The machine as seen at the end of the mechanical age

The machine as seen at the end of the mechanical age

By J. K. P. Hulten

Subjects: inventions, machines, art catalog, movement

Description: "The Machine" is a museum catalog created in 1968 for The Museum of Modern Art in New York City. It is bound by a metal cover riveted to the catalog (stamped illustration on the front cover, plain metal on the back). This illustrated book of images, descriptions and background is black and white, except for several pages at the back which are blue and white.

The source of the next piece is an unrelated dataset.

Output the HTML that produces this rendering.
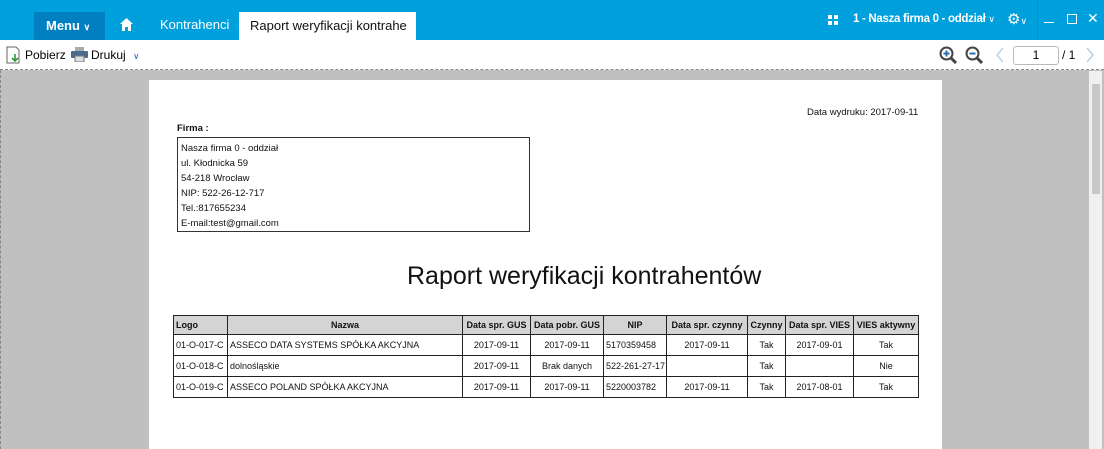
<!DOCTYPE html><html><head><style>
body{margin:0;width:1104px;height:449px;overflow:hidden;font-family:"Liberation Sans",sans-serif;background:#c0c0c0;position:relative}
.a{position:absolute}
.top{left:0;top:0;width:1104px;height:40px;background:#00a0dd;color:#fff;font-size:13px}
.tb{left:0;top:40px;width:1104px;height:29px;background:#fff;border-bottom:1px dashed #888;font-size:12px}
table{border-collapse:collapse;font-size:9px;table-layout:fixed}
td,th{border:1px solid #222;height:20px;padding:0 2px;white-space:nowrap;overflow:hidden}
th{background:#d4d4d4;font-weight:bold;height:18px}
td.c{text-align:center}
</style></head><body>
<div class="a top">
 <div class="a" style="left:34px;top:12px;width:71px;height:28px;background:#0080c0;font-weight:bold;line-height:28px;text-indent:12px">Menu <span style="font-size:9px">&#8744;</span></div>
 <svg class="a" style="left:120px;top:18px" width="13" height="13"><path d="M6.5 0L0 6H2V13H5V9H8V13H11V6H13Z" fill="#fff"/></svg>
 <div class="a" style="left:160px;top:17px">Kontrahenci</div>
 <div class="a" style="left:239px;top:12px;width:177px;height:28px;background:#fff;color:#111;line-height:28px;text-indent:11px;overflow:hidden;white-space:nowrap">Raport weryfikacji kontrahe</div>
 <svg class="a" style="left:828px;top:15px" width="10" height="10" fill="#fff"><rect width="4" height="4"/><rect x="6" width="4" height="4"/><rect y="6" width="4" height="4"/><rect x="6" y="6" width="4" height="4"/></svg>
 <div class="a" style="left:853px;top:13px;font-weight:bold;font-size:11.5px;letter-spacing:-0.3px;white-space:nowrap">1 - Nasza firma 0 - oddział <span style="font-weight:normal;font-size:9px">&#8744;</span></div>
 <div class="a" style="left:1007px;top:10px;font-size:15px">&#9881;<span style="font-size:9px">&#8744;</span></div>
 <div class="a" style="left:1037px;top:0;width:1px;height:40px;background:#0090c8"></div>
 <div class="a" style="left:1044px;top:22px;width:10px;height:1px;background:#fff"></div>
 <div class="a" style="left:1067px;top:14px;width:8px;height:8px;border:1px solid #fff"></div>
 <div class="a" style="left:1087px;top:10px;font-size:14px">✕</div>
</div>
<div class="a tb">
 <svg class="a" style="left:6px;top:6px" width="14" height="18"><path d="M1 1H10L13 4V17H1Z" fill="#fff" stroke="#666"/><path d="M9 8V15M6 12L9 15L12 12" stroke="#2a9a3a" stroke-width="1.6" fill="none"/></svg>
 <div class="a" style="left:25px;top:8px">Pobierz</div>
 <svg class="a" style="left:71px;top:7px" width="17" height="15"><rect x="4" y="0" width="9" height="4" fill="#aaa"/><rect x="0" y="4" width="17" height="7" rx="1" fill="#4b6b8a"/><rect x="4" y="9" width="9" height="6" fill="#ddd" stroke="#777"/></svg>
 <div class="a" style="left:91px;top:8px">Drukuj <span style="color:#36a;font-size:9px;margin-left:4px">&#8744;</span></div>
 <svg class="a" style="left:939px;top:6px" width="18" height="18"><circle cx="7.5" cy="7.5" r="6" fill="none" stroke="#444" stroke-width="2"/><path d="M12 12L17 17" stroke="#444" stroke-width="3"/><path d="M4.5 7.5H10.5M7.5 4.5V10.5" stroke="#2a6fb0" stroke-width="2"/></svg>
 <svg class="a" style="left:965px;top:6px" width="18" height="18"><circle cx="7.5" cy="7.5" r="6" fill="none" stroke="#444" stroke-width="2"/><path d="M12 12L17 17" stroke="#444" stroke-width="3"/><path d="M4.5 7.5H10.5" stroke="#2a6fb0" stroke-width="2"/></svg>
 <svg class="a" style="left:995px;top:7px" width="10" height="16"><path d="M8 1L2 8L8 15" stroke="#b8d0e8" stroke-width="1.5" fill="none"/></svg>
 <div class="a" style="left:1013px;top:6px;width:44px;height:17px;border:1px solid #bbb;border-radius:3px;text-align:center;line-height:17px">1</div>
 <div class="a" style="left:1062px;top:8px">/ 1</div>
 <svg class="a" style="left:1085px;top:7px" width="10" height="16"><path d="M2 1L8 8L2 15" stroke="#b8d0e8" stroke-width="1.5" fill="none"/></svg>
</div>
<div class="a" style="left:0;top:70px;width:1px;height:379px;border-left:1px dashed #888"></div>
<div class="a" style="left:1089px;top:71px;width:13px;height:378px;background:#f0f0f0"></div>
<div class="a" style="left:1092px;top:84px;width:8px;height:110px;background:#c8c8c8"></div>
<div class="a" style="left:149px;top:80px;width:793px;height:369px;background:#fff;font-size:9.5px;color:#111">
 <div class="a" style="left:658px;top:27px">Data wydruku: 2017-09-11</div>
 <div class="a" style="left:28px;top:43px;font-weight:bold">Firma :</div>
 <div class="a" style="left:28px;top:57px;width:353px;height:95px;border:1px solid #333;line-height:15px;padding:3px 0 0 3px;box-sizing:border-box">Nasza firma 0 - oddział<br>ul. Kłodnicka 59<br>54-218 Wrocław<br>NIP: 522-26-12-717<br>Tel.:817655234<br>E-mail:test@gmail.com</div>
 <div class="a" style="left:258px;top:182px;font-size:25px;white-space:nowrap">Raport weryfikacji kontrahentów</div>
 <table class="a" style="left:24px;top:235px;width:745px">
  <colgroup><col style="width:54px"><col style="width:235px"><col style="width:68px"><col style="width:73px"><col style="width:63px"><col style="width:81px"><col style="width:38px"><col style="width:68px"><col style="width:65px"></colgroup>
  <tr><th style="text-align:left">Logo</th><th>Nazwa</th><th>Data spr. GUS</th><th>Data pobr. GUS</th><th>NIP</th><th>Data spr. czynny</th><th>Czynny</th><th>Data spr. VIES</th><th>VIES aktywny</th></tr>
  <tr><td>01-O-017-C</td><td>ASSECO DATA SYSTEMS SPÓŁKA AKCYJNA</td><td class="c">2017-09-11</td><td class="c">2017-09-11</td><td>5170359458</td><td class="c">2017-09-11</td><td class="c">Tak</td><td class="c">2017-09-01</td><td class="c">Tak</td></tr>
  <tr><td>01-O-018-C</td><td>dolnośląskie</td><td class="c">2017-09-11</td><td class="c">Brak danych</td><td>522-261-27-17</td><td></td><td class="c">Tak</td><td></td><td class="c">Nie</td></tr>
  <tr><td>01-O-019-C</td><td>ASSECO POLAND SPÓŁKA AKCYJNA</td><td class="c">2017-09-11</td><td class="c">2017-09-11</td><td>5220003782</td><td class="c">2017-09-11</td><td class="c">Tak</td><td class="c">2017-08-01</td><td class="c">Tak</td></tr>
 </table>
</div>
</body></html>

The catalog starts with da Vinci's flying machine, includes Etienne-Jules Marey's bizarre 1882 camera gun, mobiles by Alexander Calder, optics by Marcel Duchamp and automatons by Jacques Vaucanson and Pierre Jocquet-Droz. There are perhaps a hundred or so other works – photos, drawings, sketches, cartoons - ranging from stills of Charlie Chaplin's "Modern Times" to Rub Goldberg's complicated solutions to simple situations. The book includes R. Buckminster Fuller's Dymaxion Car (a success that failed) and Anthony Granatelli's STP-Lotus Turbocar. There are also Raoul Hausmann's Dadaist images of men/machines that could have been a precursor of Star Trek's Borg. The photo's and descriptive text captured approximately 50 artists' perception of mechanical movement. This is a fascinating compilation of art and artifacts that must have been a wonderful exhibition of eye candy for the mind.